Selanjutnya, Presiden juga harus memimpin proses-proses penegakan hukum terhadap perusahaan dan penyelenggara negara yang memfasilitasi penerbitan perizinan yang tidak sesuai dengan kriteria peraturan perundangan dan tidak tunduk pada nilai kemanusiaan dan keberlanjutan lingkungan hidup.

Penegakan hukum yang tegas, baik secara perdata, pidana dan administrasi akan memberikan preseden ketegasan sekaligus efek jera terhadap praktik buruk pengelolaan dan penerbitan perizinan.

“Penerbitan dasar hukum yang lebih teknis dalam melakukan evaluasi perizinan industri eksraktif yang selama bertahun-tahun merampas sumber kehidupan rakyat harus dilakukan Presiden.

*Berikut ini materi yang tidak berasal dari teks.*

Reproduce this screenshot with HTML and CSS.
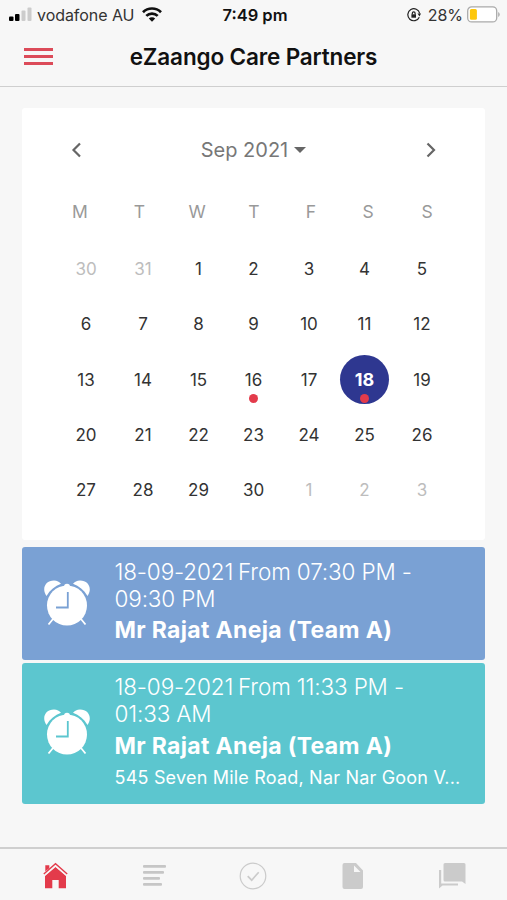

Selanjutnya, Presiden selaku kepala negara harus memimpin proses penegakan hukum kepada perusahaan dan penyelenggara negara yang terlibat dalam praktik kotor proses penerbitan izin dan pengelolaan sumber agraria yang tidak ramah lingkungan dan kemanusiaan,” kata Nur Hidayati.

Rekomendasi WALHI

Merujuk pada pernyataan Presiden pada Rapat Terbatas 03 Mei 2019 dan paparan situasi konflik di atas, maka WALHI meminta kepada Presiden Republik Indonesia:

1.Membentuk Kelembagaan Khusus Reforma Agraria yang posisinya setingkat Kementerian yang bertanggungjawab langsung kepada Presiden;

2.Menerbitkan Peraturan Pemerintah atau paling tidak Peraturan Presiden yang secara teknis mengatur mengenai dorongan evaluasi perizinan industri ekstratif berdasarkan persoalan konflik agraria dan sumber daya alam;

3.Mengganti para Menteri dalam Kabinet Kerja yang terlibat dalam konflik agraria dan sumber daya alam;

4.Memerintahkan kepada K/L evaluasi perizinan industri eksraktif secara menyeluruh berdasarkan persoalan konflik agraria dan sumber daya alam;

5.Menjatuhkan sanksi administratif berupa pencabutan izin secara keseluruhan kepada perusahaan- perusahaan yang tidak menyelesaikan konflik agraria dan sumber daya alam yang berada di areal konsesinya;

6.Memerintahkan kepada Polri, KLHK dan Kejaksaan untuk menghentikan proses penegakan hukum terhadap rakyat akibat konflik agraria dan sumber daya alam.